◆ TASK DETAILS:
Across the data below, how many lines hold "React"? Answer with that number and nothing else.

◆ INFORMATION PROVIDED:
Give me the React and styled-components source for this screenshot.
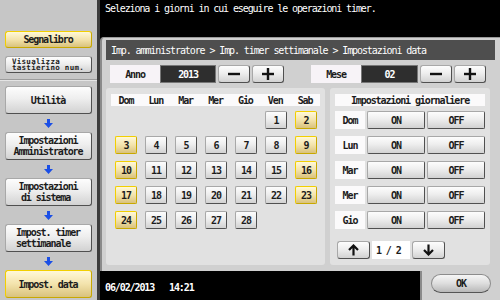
import React from 'react';
import styled, { createGlobalStyle, css } from 'styled-components';

const GlobalStyle = createGlobalStyle`
  html, body { margin: 0; padding: 0; background: #000; }
  body {
    font-family: "DejaVu Sans Mono", "Liberation Mono", monospace;
    font-size: 10px;
    letter-spacing: -1.1px;
    color: #1c1c1c;
  }
  * { box-sizing: border-box; }
`;

const grayBevel = css`
  background: linear-gradient(#fdfdfd, #eeeeee 45%, #d2d2d2);
  border: 1px solid #a8a8a8;
  border-right-color: #505050;
  border-bottom-color: #505050;
  border-radius: 3px;
`;

const yellowBevel = css`
  background: linear-gradient(#fff8d8, #f3e3ac 50%, #d9c27c);
  border: 1px solid #f2cf00;
  border-right-color: #c8a800;
  border-bottom-color: #c8a800;
  border-radius: 3px;
`;

const Screen = styled.div`
  width: 500px;
  height: 300px;
  display: flex;
  overflow: hidden;
  background: #000;
`;

/* ---------- left menu ---------- */
const Sidebar = styled.aside`
  width: 100px;
  flex: none;
  background: #c6c6c6;
  border-right: 3px solid #3c3c3c;
  display: flex;
  flex-direction: column;
  align-items: center;
  padding: 31px 4px 0 3px;
`;

const SideButton = styled.div`
  width: 87px;
  height: ${p => (p.$tall ? 28 : 17)}px;
  display: flex;
  align-items: center;
  justify-content: center;
  text-align: center;
  line-height: 11px;
  white-space: pre;
  font-weight: bold;
  ${p => (p.$active ? yellowBevel : grayBevel)}
`;

const TinyLabel = styled.span`
  font-size: 7.5px;
  letter-spacing: 0.3px;
  line-height: 6px;
  text-align: left;
`;

const Divider = styled.div`
  align-self: stretch;
  margin: 6px -4px 5px -3px;
  height: 2px;
  border-top: 1px solid #9c9c9c;
  border-bottom: 1px solid #e4e4e4;
`;

const FlowArrow = styled.div`
  height: 18px;
  display: flex;
  align-items: center;
  justify-content: center;
`;

/* ---------- right side ---------- */
const Main = styled.div`
  flex: 1;
  display: flex;
  flex-direction: column;
`;

const Message = styled.div`
  height: 37px;
  padding: 3px 0 0 5px;
  color: #fff;
  line-height: 12px;
`;

const Panel = styled.section`
  height: 234px;
  background: #d0d0d0;
  border-top: 1px solid #9a9a9a;
  border-left: 2px solid #8a8a8a;
  border-top-left-radius: 4px;
  padding: 2px 5px 0 4px;
  display: flex;
  flex-direction: column;
`;

const Breadcrumb = styled.div`
  height: 20px;
  background: #4e4e4e;
  color: #fff;
  padding-left: 5px;
  display: flex;
  align-items: center;
`;

const ControlRow = styled.div`
  display: flex;
  margin-top: 5px;
  padding-left: 4px;
  height: 18px;
`;

const Stepper = styled.div`
  display: flex;
  gap: 2px;
  margin-right: ${p => p.$gap || 0}px;
`;

const FieldLabel = styled.div`
  width: 50px;
  background: #f7f3f7;
  display: flex;
  align-items: center;
  justify-content: center;
  font-weight: bold;
  margin-right: -2px;
`;

const FieldValue = styled.div`
  width: ${p => p.$w}px;
  background: #2e2e2e;
  border: 1px solid #777;
  color: #fff;
  display: flex;
  align-items: center;
  justify-content: center;
  font-weight: bold;
`;

const StepButton = styled.div`
  width: 32px;
  display: flex;
  align-items: center;
  justify-content: center;
  ${grayBevel}
`;

const Columns = styled.div`
  display: flex;
  gap: 5px;
  margin-top: 5px;
  height: 177px;
`;

const SubPanel = styled.div`
  width: ${p => p.$w}px;
  background: #e1e1e1;
  border-radius: 3px;
  padding: 6px 5px 0;
`;

const HeadStrip = styled.div`
  height: 12px;
  background: #fbfafb;
  display: flex;
  align-items: center;
  justify-content: ${p => (p.$center ? 'center' : 'flex-start')};
  font-weight: bold;
`;

const CalGrid = styled.div`
  display: grid;
  grid-template-columns: repeat(7, 30px);
  grid-auto-rows: 18px;
  row-gap: 7px;
  margin-top: 5px;
  justify-items: center;
`;

const DayName = styled.span`
  width: 30px;
  text-align: center;
`;

const DayCell = styled.div`
  width: 22px;
  height: 18px;
  display: flex;
  align-items: center;
  justify-content: center;
  font-weight: bold;
  ${p => (p.$weekend ? yellowBevel : grayBevel)}
  border-radius: 2px;
`;

const DayRow = styled.div`
  display: flex;
  gap: 2px;
  height: 18px;
  margin-top: ${p => p.$first ? 5 : 7}px;
`;

const DayLabel = styled.div`
  width: 30px;
  background: #fbfafb;
  display: flex;
  align-items: center;
  justify-content: center;
  font-weight: bold;
`;

const ToggleButton = styled.div`
  width: 58px;
  display: flex;
  align-items: center;
  justify-content: center;
  font-weight: bold;
  ${grayBevel}
  border-radius: 2px;
`;

const Pager = styled.div`
  display: flex;
  gap: 2px;
  height: 18px;
  margin: 12px 0 0 2px;
`;

const PageButton = styled.div`
  width: 33px;
  display: flex;
  align-items: center;
  justify-content: center;
  ${grayBevel}
`;

const PageBox = styled.div`
  width: 38px;
  background: #fff;
  display: flex;
  align-items: center;
  padding-left: 4px;
  font-weight: bold;
  white-space: pre;
`;

const BottomRow = styled.div`
  flex: 1;
  display: flex;
`;

const Status = styled.div`
  flex: 1;
  color: #fff;
  white-space: pre;
  font-weight: bold;
  padding: 11px 0 0 5px;
  line-height: 12px;
`;

const OkTab = styled.div`
  width: 80px;
  background: #d0d0d0;
  border-left: 2px solid #8a8a8a;
  display: flex;
  justify-content: center;
  padding-top: 3px;
`;

const OkButton = styled.div`
  width: 60px;
  height: 19px;
  border-radius: 10px;
  background: linear-gradient(#f6f6f6, #dddddd 50%, #b8b8b8);
  border: 1px solid #8c8c8c;
  border-bottom-color: #555;
  display: flex;
  align-items: center;
  justify-content: center;
  font-weight: bold;
`;

const BlueArrow = () => (
  <svg width="9" height="9" viewBox="0 0 9 9">
    <path d="M3 0h3v4h3L4.5 9 0 4h3z" fill="#1b4fe6" />
  </svg>
);

const Minus = () => (
  <svg width="12" height="4" viewBox="0 0 12 4"><rect width="12" height="2.4" y="0.8" fill="#111" /></svg>
);
const Plus = () => (
  <svg width="12" height="12" viewBox="0 0 12 12">
    <rect width="12" height="2.4" y="4.8" fill="#111" />
    <rect width="2.4" height="12" x="4.8" fill="#111" />
  </svg>
);
const Arrow = ({ up }) => (
  <svg width="11" height="12" viewBox="0 0 11 12" style={{ transform: up ? 'none' : 'rotate(180deg)' }}>
    <path d="M5.5 1.5v10M1 6l4.5-4.5L10 6" stroke="#111" strokeWidth="2.2" fill="none" />
  </svg>
);

const dayNames = ['Dom', 'Lun', 'Mar', 'Mer', 'Gio', 'Ven', 'Sab'];
// febbraio 2013: il 1 cade di venerdì
const cells = [...Array(5).fill(null), ...Array.from({ length: 28 }, (_, i) => i + 1)];
const flow = ['Utilità', 'Impostazioni\nAmministratore', 'Impostazioni\ndi sistema ', 'Impost. timer\nsettimanale  '];

export default function App() {
  return (
    <>
      <GlobalStyle />
      <Screen>
        <Sidebar>
          <SideButton $active>Segnalibro</SideButton>
          <SideButton style={{ marginTop: 8 }}>
            <TinyLabel>{'Visualizza\ntastierino num.'}</TinyLabel>
          </SideButton>
          <Divider />
          {flow.map(label => (
            <React.Fragment key={label}>
              <SideButton $tall>{label}</SideButton>
              <FlowArrow><BlueArrow /></FlowArrow>
            </React.Fragment>
          ))}
          <SideButton $tall $active>Impost. data</SideButton>
        </Sidebar>

        <Main>
          <Message>Seleziona i giorni in cui eseguire le operazioni timer.</Message>
          <Panel>
            <Breadcrumb>Imp. amministratore &gt; Imp. timer settimanale &gt; Impostazioni data</Breadcrumb>
            <ControlRow>
              <Stepper $gap={27}>
                <FieldLabel>Anno</FieldLabel>
                <FieldValue $w={56}>2013</FieldValue>
                <StepButton><Minus /></StepButton>
                <StepButton><Plus /></StepButton>
              </Stepper>
              <Stepper>
                <FieldLabel>Mese</FieldLabel>
                <FieldValue $w={57}>02</FieldValue>
                <StepButton><Minus /></StepButton>
                <StepButton><Plus /></StepButton>
              </Stepper>
            </ControlRow>

            <Columns>
              <SubPanel $w={219}>
                <HeadStrip>
                  {dayNames.map(d => <DayName key={d}>{d}</DayName>)}
                </HeadStrip>
                <CalGrid>
                  {cells.map((n, i) =>
                    n === null ? <span key={i} /> : (
                      <DayCell key={i} $weekend={i % 7 === 0 || i % 7 === 6}>{n}</DayCell>
                    )
                  )}
                </CalGrid>
              </SubPanel>

              <SubPanel $w={160}>
                <HeadStrip $center>Impostazioni giornaliere</HeadStrip>
                {dayNames.slice(0, 5).map((d, i) => (
                  <DayRow key={d} $first={i === 0}>
                    <DayLabel>{d}</DayLabel>
                    <ToggleButton>ON</ToggleButton>
                    <ToggleButton>OFF</ToggleButton>
                  </DayRow>
                ))}
                <Pager>
                  <PageButton><Arrow up /></PageButton>
                  <PageBox>1 / 2</PageBox>
                  <PageButton><Arrow /></PageButton>
                </Pager>
              </SubPanel>
            </Columns>
          </Panel>
          <BottomRow>
            <Status>06/02/2013   14:21</Status>
            <OkTab><OkButton>OK</OkButton></OkTab>
          </BottomRow>
        </Main>
      </Screen>
    </>
  );
}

◆ EXERCISE RESPONSE:
4